Longtime Elk River Valley rancher Dean Look told the gathering his family was milking Holstein dairy cattle when he was a boy, and there were about six dairy operations in the Elk River Valley including the Moser and Bedell families.

It was when Sinton built a large dairy plant in Craig in 1963 or 1964 and required their producers to install modern equipment, including pipeline milking and refrigerated bulk tanks, that dairy farmers in the Elk River Valley said “no thanks.” They all got together and decided to trade in their Holsteins for beef cattle, Look said.

He recalled his teenage years when annual cattle drives to the railhead in Steamboat Springs began near the Wyoming line and grew in size as they continued south.

“They’d start out at Snake River, and by the time they got to our place, there were 5,000 or 6,000 head of cattle in the drive,” Look said. “The men spent a week sorting out brands and cattle at the stockyards.”

He recalled there were so many head of cattle that many got loose and headed for the lush grass of the cemetery where they ran wild. The boys were assigned to gather up the strays.

“The biggest problem was getting across the Yampa River,” Look recalled. “They finally put up the Stock Bridge. The Stock Bridge was where most of the teenage boys settled their disputes.”

Sam Haslem, who succeeded Bill Coffey as Colorado State University extension agent in 1970, grew up on a Moffat County cattle ranch where his family almost always had one foot in Utah.

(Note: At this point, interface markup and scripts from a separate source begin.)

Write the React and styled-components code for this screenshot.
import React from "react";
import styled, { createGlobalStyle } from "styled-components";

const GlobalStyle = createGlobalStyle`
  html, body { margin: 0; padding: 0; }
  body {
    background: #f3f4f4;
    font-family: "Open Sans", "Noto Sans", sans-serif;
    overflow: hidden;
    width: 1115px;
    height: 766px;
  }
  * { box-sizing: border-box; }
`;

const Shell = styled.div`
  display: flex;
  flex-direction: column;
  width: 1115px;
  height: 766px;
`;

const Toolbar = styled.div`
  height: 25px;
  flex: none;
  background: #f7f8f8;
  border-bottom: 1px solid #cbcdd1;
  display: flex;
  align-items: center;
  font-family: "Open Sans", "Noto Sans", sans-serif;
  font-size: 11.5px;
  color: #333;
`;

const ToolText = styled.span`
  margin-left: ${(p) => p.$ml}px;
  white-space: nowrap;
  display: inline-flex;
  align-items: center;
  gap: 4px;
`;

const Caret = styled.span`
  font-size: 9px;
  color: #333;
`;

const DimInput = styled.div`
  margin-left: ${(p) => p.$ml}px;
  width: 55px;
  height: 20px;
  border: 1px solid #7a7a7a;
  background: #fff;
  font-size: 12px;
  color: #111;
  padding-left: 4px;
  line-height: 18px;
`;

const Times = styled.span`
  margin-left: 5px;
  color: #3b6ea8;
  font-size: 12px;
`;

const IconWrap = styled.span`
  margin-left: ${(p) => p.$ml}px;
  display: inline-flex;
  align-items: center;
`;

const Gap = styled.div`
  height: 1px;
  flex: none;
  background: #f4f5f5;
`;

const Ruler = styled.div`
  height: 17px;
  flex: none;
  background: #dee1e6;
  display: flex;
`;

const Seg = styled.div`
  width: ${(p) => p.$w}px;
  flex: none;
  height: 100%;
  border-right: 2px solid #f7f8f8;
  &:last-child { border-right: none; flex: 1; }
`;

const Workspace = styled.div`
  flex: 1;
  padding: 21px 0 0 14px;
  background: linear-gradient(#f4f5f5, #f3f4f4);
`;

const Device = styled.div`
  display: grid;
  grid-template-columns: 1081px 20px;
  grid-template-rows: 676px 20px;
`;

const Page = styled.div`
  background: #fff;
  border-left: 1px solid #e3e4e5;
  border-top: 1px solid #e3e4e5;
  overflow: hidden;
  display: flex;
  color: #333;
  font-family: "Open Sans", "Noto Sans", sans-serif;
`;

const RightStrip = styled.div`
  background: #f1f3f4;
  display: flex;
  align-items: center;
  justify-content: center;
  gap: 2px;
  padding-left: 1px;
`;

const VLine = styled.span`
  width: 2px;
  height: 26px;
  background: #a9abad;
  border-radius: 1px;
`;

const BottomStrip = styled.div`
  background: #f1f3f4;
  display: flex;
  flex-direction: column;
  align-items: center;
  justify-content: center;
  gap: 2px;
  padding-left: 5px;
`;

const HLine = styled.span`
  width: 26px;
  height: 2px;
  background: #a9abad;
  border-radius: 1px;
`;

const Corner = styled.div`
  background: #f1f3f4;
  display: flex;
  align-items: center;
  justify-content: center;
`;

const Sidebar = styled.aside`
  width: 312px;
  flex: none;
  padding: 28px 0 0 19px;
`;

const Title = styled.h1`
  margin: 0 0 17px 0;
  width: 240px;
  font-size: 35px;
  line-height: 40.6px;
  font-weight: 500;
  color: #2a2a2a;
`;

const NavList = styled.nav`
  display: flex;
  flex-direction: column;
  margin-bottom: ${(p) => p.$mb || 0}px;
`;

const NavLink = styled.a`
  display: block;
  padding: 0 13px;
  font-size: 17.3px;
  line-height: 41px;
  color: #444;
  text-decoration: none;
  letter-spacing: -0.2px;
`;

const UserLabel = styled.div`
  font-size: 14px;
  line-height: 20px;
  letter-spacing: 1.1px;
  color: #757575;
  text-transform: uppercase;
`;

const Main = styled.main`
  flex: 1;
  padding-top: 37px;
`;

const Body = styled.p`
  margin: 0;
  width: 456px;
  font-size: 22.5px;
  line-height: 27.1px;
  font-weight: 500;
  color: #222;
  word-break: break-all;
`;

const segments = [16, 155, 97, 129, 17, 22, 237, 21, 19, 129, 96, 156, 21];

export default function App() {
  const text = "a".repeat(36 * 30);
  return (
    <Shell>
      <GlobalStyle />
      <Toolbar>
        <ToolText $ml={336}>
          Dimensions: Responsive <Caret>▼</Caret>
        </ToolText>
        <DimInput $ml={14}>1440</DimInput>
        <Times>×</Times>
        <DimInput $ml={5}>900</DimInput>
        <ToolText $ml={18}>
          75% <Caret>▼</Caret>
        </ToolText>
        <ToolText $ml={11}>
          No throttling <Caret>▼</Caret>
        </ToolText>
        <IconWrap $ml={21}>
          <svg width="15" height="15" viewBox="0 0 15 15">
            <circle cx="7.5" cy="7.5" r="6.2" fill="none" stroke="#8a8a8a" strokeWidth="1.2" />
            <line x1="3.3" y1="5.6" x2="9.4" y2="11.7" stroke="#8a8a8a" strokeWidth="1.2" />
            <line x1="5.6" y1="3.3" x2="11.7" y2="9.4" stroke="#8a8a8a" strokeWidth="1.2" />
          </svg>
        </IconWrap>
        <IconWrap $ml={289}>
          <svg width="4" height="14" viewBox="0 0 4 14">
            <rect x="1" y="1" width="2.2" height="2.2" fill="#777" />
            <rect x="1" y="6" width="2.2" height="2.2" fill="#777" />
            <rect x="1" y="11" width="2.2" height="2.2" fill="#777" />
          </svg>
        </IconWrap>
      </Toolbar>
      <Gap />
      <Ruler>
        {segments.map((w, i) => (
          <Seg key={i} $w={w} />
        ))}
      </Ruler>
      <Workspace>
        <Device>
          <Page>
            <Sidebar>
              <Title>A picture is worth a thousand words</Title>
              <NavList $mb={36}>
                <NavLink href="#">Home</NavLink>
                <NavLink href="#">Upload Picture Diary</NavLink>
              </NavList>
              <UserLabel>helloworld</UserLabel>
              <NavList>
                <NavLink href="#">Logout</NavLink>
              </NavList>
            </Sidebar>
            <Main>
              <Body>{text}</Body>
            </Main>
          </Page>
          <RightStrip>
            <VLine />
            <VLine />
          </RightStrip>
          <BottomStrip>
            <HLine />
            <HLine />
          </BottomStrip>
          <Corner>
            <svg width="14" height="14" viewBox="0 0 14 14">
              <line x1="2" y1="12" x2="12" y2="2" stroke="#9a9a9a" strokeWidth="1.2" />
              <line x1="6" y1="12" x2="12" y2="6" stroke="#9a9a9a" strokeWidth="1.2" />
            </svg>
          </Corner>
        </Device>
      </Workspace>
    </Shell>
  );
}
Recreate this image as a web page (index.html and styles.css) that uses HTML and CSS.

Haslem told the Ag Appreciation audience it was a beef cow that put him through Colorado State University where he graduated with a degree in animal production.

“My dad bought a heifer calf for me and all of her progeny was to get me though college. And by golly, it did,” Haslem said. “Times were hard in those days, and that’s how we (funded) our education.”

Although the Haslem family ranched on Blue Mountain in Moffat, their deeded land ran right to the Utah line. They wintered 520 head of cattle in Utah, and young Sam went to school in Jensen, Utah.

Haslem told his audience a story about the days when cowboys in far western Moffat County drove their cattle at a leisurely pace all of the way to the railroad yards in Phippsburg. And like Look’s story about the Stock Bridge, Haslem’s yarn about a cow puncher named Guy McNurlin also involves a cemetery.

According to Haslem, McNurlin desperately wanted to be the night horse wrangler, requiring him to keep the remuda together. He fulfilled those duties, but the rest of the cowboys were mystified over how McNurlin managed to show up drunk every morning with the horses all together.

One night the rest of the cowboys visited the Steamboat suburb of Brooklyn for a night in the saloons and confirmed where their colleague had been making whoopee.

All the while, the horses had been pastured inside the fence of the local cemetery.

“It’s never been documented in any history books, but that really happened,” Haslem said.